━━━━━ RECORDS SUPPLIED

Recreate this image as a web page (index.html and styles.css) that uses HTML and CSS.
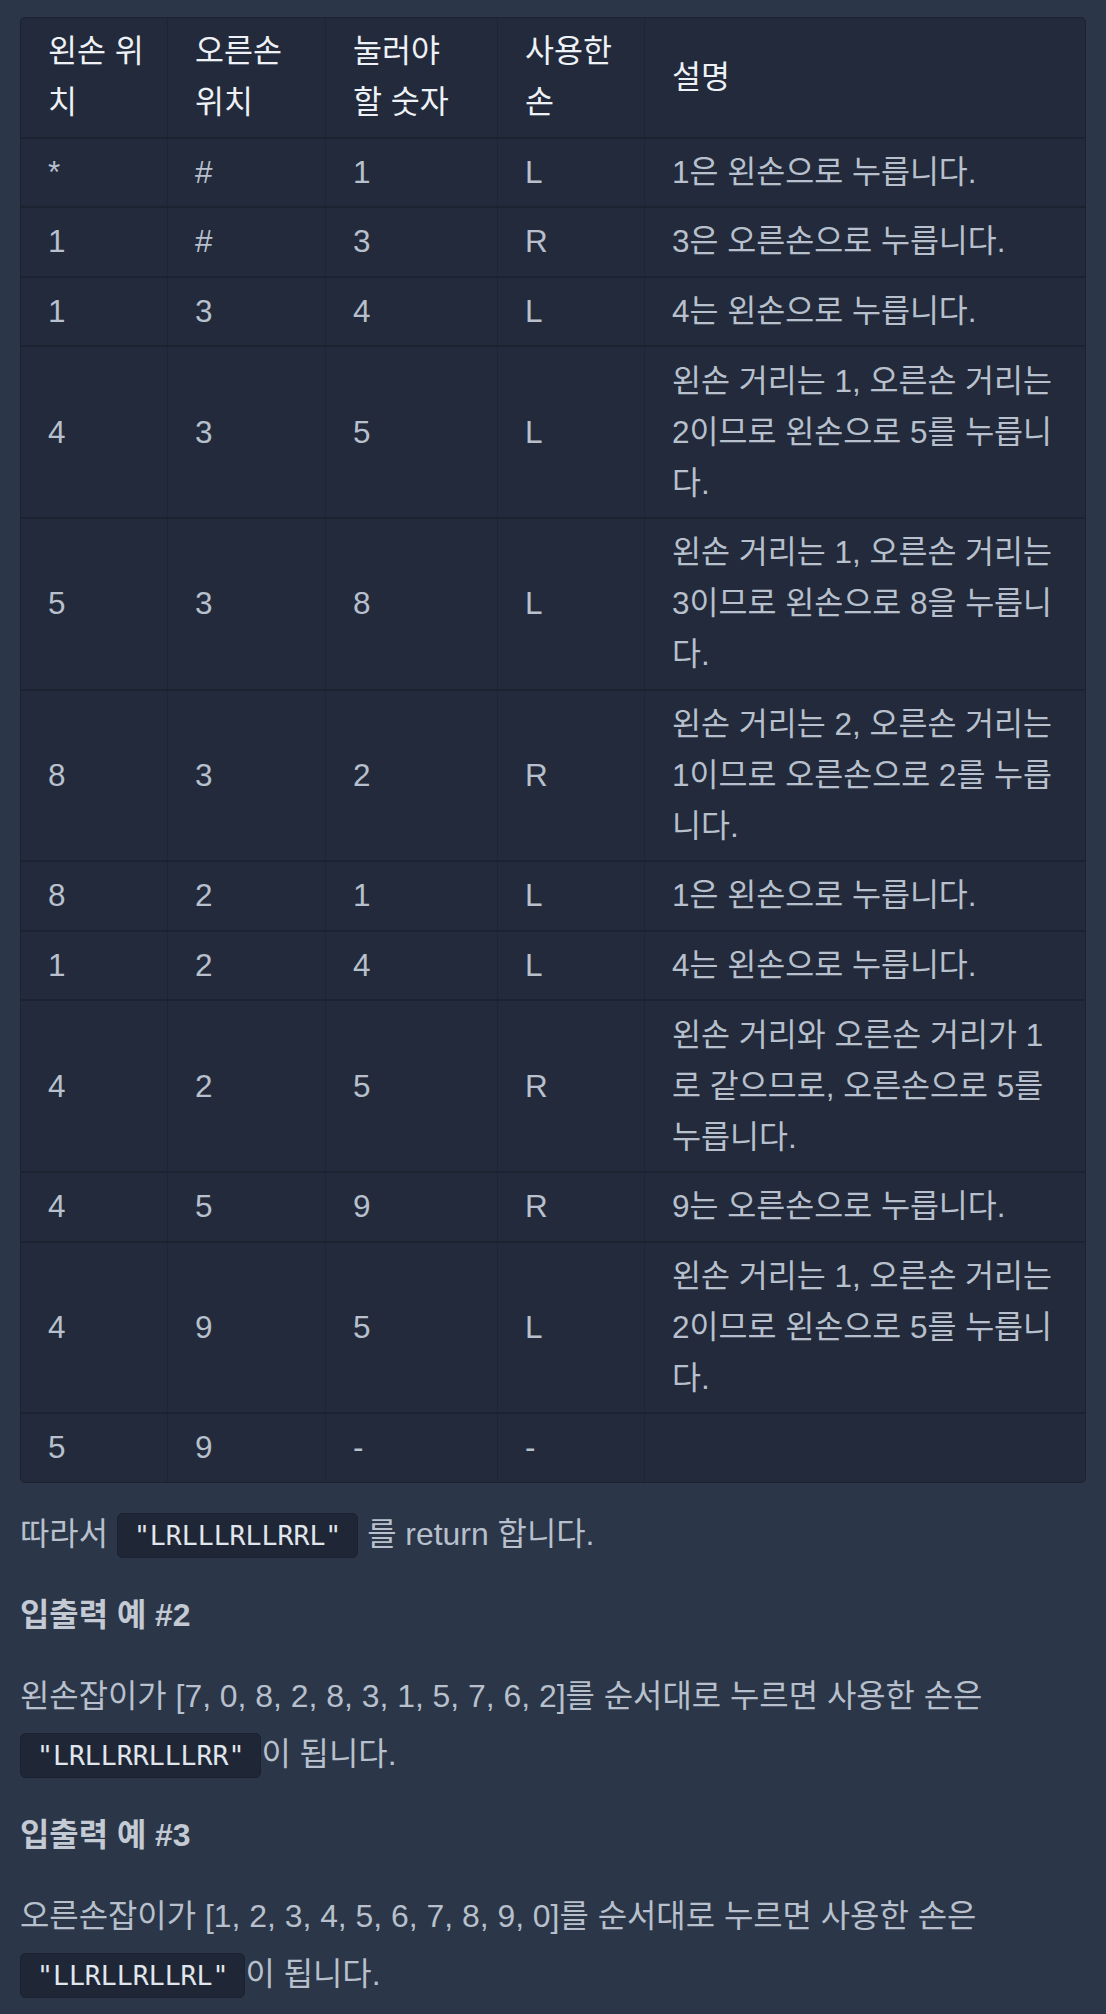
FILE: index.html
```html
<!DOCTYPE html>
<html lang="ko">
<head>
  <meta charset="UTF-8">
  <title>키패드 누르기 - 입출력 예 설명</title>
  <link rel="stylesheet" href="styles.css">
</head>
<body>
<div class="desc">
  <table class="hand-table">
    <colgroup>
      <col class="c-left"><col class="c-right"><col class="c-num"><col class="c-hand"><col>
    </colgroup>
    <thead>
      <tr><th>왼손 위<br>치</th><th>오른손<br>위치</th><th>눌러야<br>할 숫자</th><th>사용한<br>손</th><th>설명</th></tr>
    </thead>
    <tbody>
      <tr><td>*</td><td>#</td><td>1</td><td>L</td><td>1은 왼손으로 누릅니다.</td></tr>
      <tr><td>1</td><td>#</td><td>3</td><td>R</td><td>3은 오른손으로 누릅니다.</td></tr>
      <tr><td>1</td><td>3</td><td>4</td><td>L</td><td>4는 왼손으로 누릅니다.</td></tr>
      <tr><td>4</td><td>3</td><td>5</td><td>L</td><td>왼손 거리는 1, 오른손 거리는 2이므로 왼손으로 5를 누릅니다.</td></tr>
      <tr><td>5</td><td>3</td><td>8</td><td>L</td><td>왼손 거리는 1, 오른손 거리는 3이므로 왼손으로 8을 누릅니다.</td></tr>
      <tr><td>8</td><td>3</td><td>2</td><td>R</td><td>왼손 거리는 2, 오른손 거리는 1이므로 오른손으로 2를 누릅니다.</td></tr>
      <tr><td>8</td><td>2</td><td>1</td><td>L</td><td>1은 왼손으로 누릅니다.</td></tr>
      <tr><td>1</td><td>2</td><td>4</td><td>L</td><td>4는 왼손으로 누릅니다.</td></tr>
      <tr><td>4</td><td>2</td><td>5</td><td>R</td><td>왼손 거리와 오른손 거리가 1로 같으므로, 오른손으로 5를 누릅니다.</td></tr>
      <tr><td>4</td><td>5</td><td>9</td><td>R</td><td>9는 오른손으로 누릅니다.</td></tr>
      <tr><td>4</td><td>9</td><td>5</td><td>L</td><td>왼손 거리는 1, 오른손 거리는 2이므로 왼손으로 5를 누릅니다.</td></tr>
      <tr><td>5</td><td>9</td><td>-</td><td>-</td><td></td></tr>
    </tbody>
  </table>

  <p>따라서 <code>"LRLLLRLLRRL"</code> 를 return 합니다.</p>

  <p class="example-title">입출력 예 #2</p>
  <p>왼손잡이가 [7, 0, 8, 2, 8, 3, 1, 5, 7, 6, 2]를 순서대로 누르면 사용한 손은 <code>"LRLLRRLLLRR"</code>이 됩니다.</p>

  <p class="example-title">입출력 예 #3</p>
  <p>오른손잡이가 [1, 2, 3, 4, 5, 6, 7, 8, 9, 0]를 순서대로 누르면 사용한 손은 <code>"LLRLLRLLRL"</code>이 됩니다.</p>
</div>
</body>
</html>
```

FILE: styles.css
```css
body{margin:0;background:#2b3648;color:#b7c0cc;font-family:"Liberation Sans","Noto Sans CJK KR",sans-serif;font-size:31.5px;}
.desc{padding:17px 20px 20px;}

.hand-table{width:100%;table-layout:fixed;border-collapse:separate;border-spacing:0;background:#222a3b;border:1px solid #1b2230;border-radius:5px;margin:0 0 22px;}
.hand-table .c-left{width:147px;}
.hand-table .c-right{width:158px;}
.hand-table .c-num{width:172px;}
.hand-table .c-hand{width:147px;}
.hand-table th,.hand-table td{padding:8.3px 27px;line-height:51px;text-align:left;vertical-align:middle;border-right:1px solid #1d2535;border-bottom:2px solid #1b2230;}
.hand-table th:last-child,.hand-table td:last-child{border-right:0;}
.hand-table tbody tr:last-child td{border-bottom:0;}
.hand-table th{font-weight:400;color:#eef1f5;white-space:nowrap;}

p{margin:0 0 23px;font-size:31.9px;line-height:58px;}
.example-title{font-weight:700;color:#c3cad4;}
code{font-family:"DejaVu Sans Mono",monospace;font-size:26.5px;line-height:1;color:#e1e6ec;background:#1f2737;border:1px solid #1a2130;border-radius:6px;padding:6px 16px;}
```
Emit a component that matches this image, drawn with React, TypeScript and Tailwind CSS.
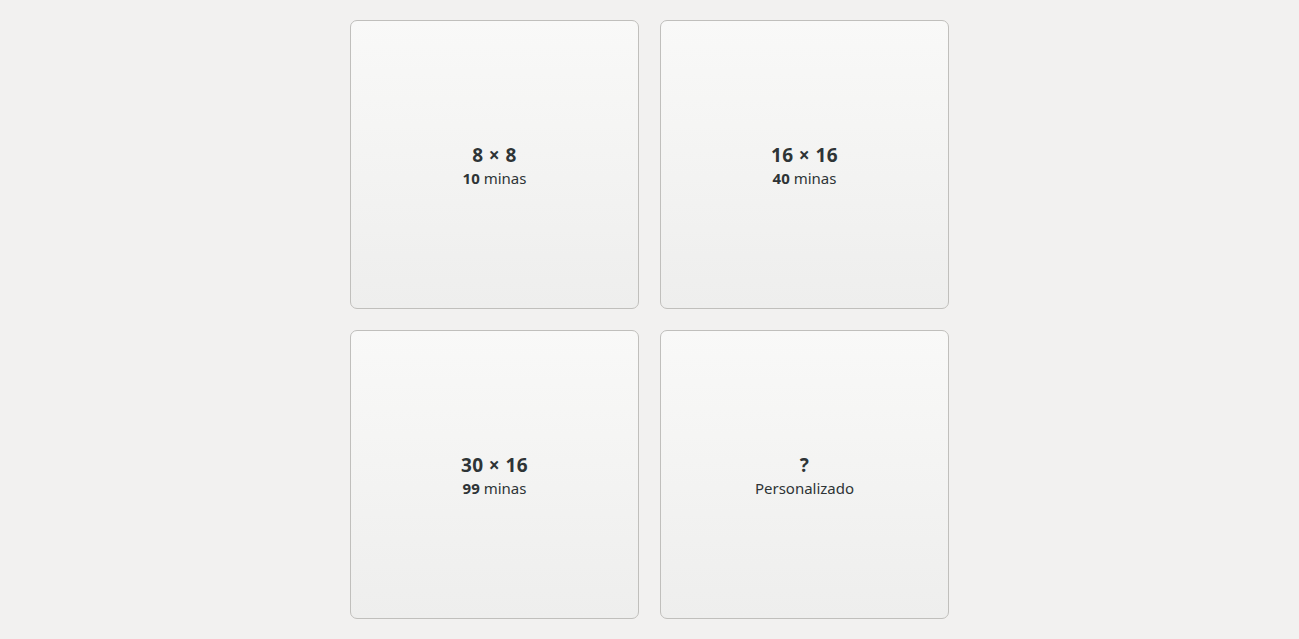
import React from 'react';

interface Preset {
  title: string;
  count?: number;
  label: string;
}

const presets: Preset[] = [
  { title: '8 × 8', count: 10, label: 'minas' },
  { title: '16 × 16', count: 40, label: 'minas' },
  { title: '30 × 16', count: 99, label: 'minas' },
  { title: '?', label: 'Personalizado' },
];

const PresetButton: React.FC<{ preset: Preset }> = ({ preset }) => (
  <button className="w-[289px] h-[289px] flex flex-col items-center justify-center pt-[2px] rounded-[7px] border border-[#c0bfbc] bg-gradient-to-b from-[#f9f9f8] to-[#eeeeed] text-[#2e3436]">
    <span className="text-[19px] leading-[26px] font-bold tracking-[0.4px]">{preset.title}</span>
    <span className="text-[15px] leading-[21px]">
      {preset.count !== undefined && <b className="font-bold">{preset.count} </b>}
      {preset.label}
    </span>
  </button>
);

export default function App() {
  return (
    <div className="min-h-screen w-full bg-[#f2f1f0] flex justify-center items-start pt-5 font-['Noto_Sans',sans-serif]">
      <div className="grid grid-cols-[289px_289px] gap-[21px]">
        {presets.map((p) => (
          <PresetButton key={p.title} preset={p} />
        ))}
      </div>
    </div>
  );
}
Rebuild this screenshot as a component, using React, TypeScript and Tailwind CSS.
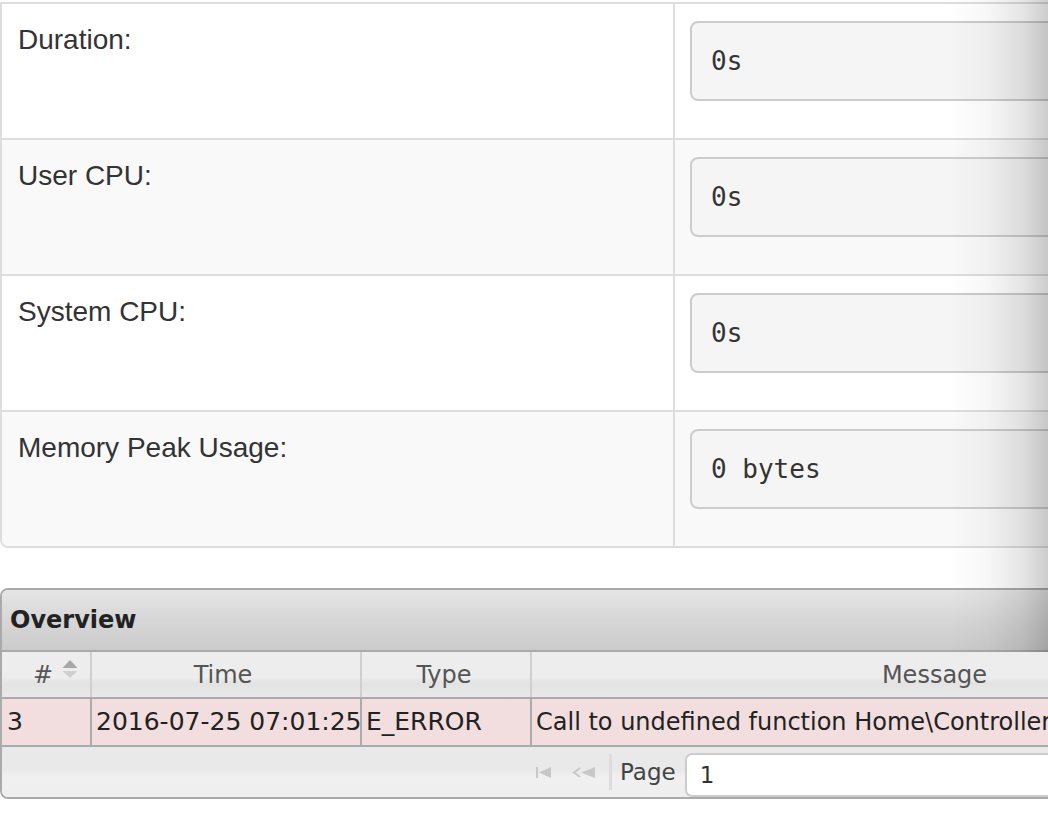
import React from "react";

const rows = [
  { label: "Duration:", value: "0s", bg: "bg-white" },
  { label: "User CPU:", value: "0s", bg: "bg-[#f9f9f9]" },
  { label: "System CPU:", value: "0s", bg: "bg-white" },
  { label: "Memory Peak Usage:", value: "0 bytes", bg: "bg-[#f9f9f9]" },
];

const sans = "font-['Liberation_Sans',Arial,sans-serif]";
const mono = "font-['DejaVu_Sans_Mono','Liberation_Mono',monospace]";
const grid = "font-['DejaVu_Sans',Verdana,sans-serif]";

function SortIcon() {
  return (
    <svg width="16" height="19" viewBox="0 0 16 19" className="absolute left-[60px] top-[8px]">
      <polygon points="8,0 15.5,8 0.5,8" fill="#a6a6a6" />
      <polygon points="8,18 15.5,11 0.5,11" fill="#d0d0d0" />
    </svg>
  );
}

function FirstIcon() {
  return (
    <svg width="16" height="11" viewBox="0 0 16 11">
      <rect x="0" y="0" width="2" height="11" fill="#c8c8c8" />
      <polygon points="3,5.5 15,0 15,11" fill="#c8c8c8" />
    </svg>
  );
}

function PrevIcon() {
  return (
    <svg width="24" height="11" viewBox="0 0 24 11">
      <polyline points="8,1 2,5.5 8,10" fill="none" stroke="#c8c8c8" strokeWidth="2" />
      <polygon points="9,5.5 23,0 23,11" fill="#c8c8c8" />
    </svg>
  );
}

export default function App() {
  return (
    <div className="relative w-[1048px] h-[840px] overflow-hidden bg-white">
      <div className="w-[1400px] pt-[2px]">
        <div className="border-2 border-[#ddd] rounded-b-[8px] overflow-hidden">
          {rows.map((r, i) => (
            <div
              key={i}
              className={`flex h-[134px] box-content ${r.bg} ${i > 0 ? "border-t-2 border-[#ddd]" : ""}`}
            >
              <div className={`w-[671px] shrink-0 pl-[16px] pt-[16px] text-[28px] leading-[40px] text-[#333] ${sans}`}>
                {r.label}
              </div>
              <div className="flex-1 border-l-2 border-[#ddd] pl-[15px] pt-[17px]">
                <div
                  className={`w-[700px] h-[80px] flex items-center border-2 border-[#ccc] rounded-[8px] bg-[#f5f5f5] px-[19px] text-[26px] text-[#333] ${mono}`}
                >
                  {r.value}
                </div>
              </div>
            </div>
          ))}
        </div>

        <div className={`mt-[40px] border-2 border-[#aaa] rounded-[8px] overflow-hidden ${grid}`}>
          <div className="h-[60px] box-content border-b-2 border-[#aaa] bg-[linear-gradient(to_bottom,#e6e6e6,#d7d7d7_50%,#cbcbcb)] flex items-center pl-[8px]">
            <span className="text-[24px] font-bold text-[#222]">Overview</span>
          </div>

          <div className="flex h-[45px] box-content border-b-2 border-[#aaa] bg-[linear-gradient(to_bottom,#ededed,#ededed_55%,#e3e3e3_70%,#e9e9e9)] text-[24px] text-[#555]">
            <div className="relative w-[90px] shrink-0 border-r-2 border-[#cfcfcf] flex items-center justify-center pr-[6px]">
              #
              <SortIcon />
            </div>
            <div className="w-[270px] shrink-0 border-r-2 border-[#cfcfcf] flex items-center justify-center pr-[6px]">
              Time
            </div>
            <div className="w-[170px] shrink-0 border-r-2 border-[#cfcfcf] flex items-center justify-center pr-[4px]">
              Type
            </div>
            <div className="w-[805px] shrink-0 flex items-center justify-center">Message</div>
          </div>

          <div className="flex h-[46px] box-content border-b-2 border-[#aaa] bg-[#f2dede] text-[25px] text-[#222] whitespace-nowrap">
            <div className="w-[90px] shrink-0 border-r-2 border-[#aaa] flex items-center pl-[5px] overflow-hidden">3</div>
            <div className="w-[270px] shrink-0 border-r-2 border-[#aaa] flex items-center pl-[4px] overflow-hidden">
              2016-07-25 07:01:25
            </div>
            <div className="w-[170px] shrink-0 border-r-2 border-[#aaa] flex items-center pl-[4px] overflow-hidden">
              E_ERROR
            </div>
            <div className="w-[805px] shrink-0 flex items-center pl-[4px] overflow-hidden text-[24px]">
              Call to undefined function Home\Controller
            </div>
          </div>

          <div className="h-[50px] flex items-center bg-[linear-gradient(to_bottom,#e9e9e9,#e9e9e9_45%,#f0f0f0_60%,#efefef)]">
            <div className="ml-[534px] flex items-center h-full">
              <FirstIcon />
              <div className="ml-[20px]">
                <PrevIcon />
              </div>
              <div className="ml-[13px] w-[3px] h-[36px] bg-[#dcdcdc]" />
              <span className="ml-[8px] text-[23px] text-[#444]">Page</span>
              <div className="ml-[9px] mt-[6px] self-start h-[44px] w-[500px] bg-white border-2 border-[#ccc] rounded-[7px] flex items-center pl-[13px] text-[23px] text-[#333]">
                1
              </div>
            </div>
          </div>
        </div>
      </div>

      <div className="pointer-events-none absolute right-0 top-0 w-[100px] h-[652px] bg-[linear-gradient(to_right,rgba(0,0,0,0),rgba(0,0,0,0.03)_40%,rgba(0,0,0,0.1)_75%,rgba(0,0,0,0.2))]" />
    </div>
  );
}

━━━━━━━━━━

_PROBLEM TO WORK ON_
From the material given, work out how many lines hold the string "image"; state that number and nothing further.

_ANSWER TO THIS EXERCISE_
2